Hyma has stressed that the big focus for Caravel is that every aspect of its DFS is done right, ensuring the project is on a solid footing before a final investment decision is made.

A host of workstreams are planned this year to push the project along that virtuous path.

Adani is expected to travel to site at the end of January 2026 for due diligence ahead of the signing of a binding term sheet expected this quarter, with engagement is progressing with export credit agencies to explore financing structures for the eventual project construction.

The final land purchase option agreement for the Bindi deposit has been executed already, a milestone that lays the foundation for the granting of a mining lease and general purpose leases covering the open pit mine area at the Wheatbelt site.

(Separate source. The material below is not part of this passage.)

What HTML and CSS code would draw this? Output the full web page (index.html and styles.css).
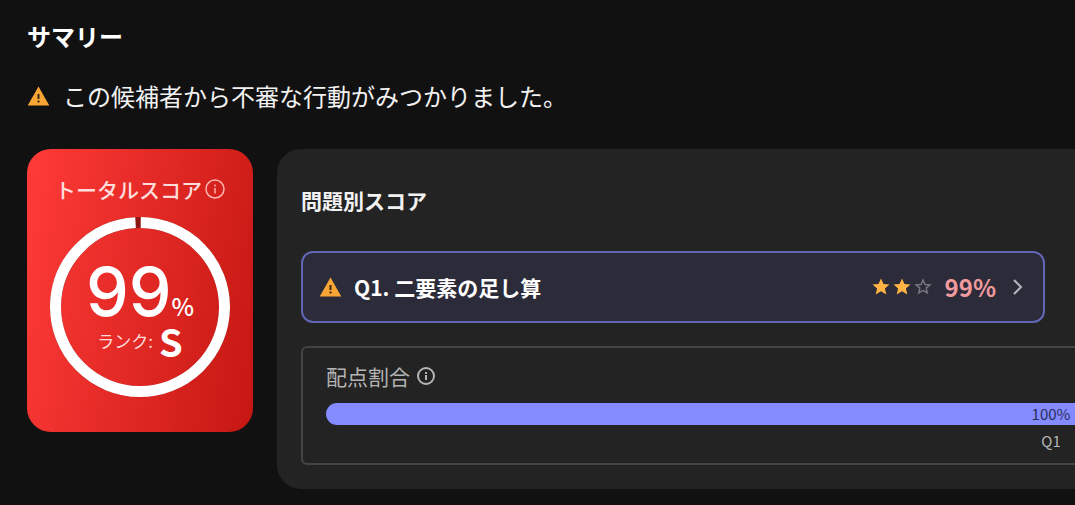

An updated JORC reserve is planned for release this year as well as part of mining studies by Byrnecut’s Mining Plus, with engineering studies for the DFS significantly advanced and an environmental review document due for resubmission in mid-2026.

Caravel is expected to have a unique water source, enhancing the environmental credentials of the project.

It plans to extract saline groundwater unsuitable for use by farmers which has the added benefit of improving copper recoveries in the mill.

That saline groundwater kills vegetation after winter rain, meaning Caravel could turn the mine into a net positive for the environment even before its product’s use in EVs and renewable energy is taken into account.

“The very unique opportunity we have on this project is … by virtue of us drawing down that water table, we’ll be able to over time start to reverse that surface damage that’s occurring to vegetation,” Hyma said.

“But at the same time, we’re getting the water that we need for the process plant.”